Fourth, each RPC mechanism needs to support some addressing scheme whereby you can reach
out and connect to a particular remote API. Some such mechanisms are quite complicated, and they
might even have the ability to automatically connect you to the correct server on your network for
performing a particular task, without your having to know its name beforehand. Other mechanisms are
quite simple and just ask you for the IP address, port number, or URL of the service you want to access.

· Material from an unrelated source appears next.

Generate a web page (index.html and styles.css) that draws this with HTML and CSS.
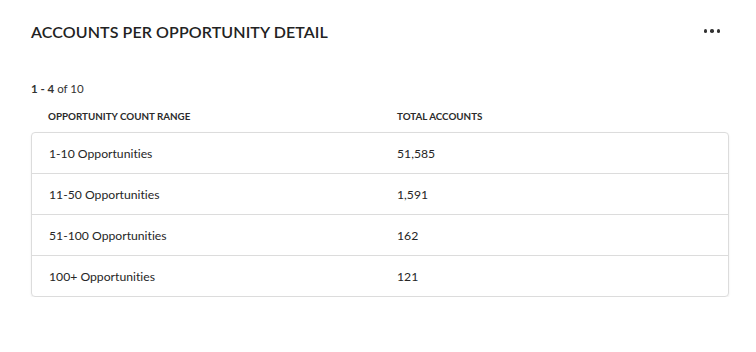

These mechanisms expose the underlying network addressing scheme, rather than creating a scheme of
their own.
Finally, some RPC mechanisms support authentication, access control, and even full impersonation
of particular user accounts when RPC calls are made by several different client programs wielding
different credentials. But features like these are not always available; and, in fact, simple and popular
RPC mechanisms usually lack them entirely. Often these RPC schemes use an underlying protocol like
HTTP that provides its own authentication, and they leave it up to you to configure whatever passwords,
public keys, or firewall rules are necessary to secure the lower-level protocol if you want your RPC
service protected from arbitrary access.
XML-RPC
We will begin our brief tour of RPC mechanisms by looking at the facilities built into Python for speaking
XML-RPC. This might seem like a poor choice for our first example. After all, XML is famously clunky and
verbose, and the popularity of XML-RPC in new services has been declining for years.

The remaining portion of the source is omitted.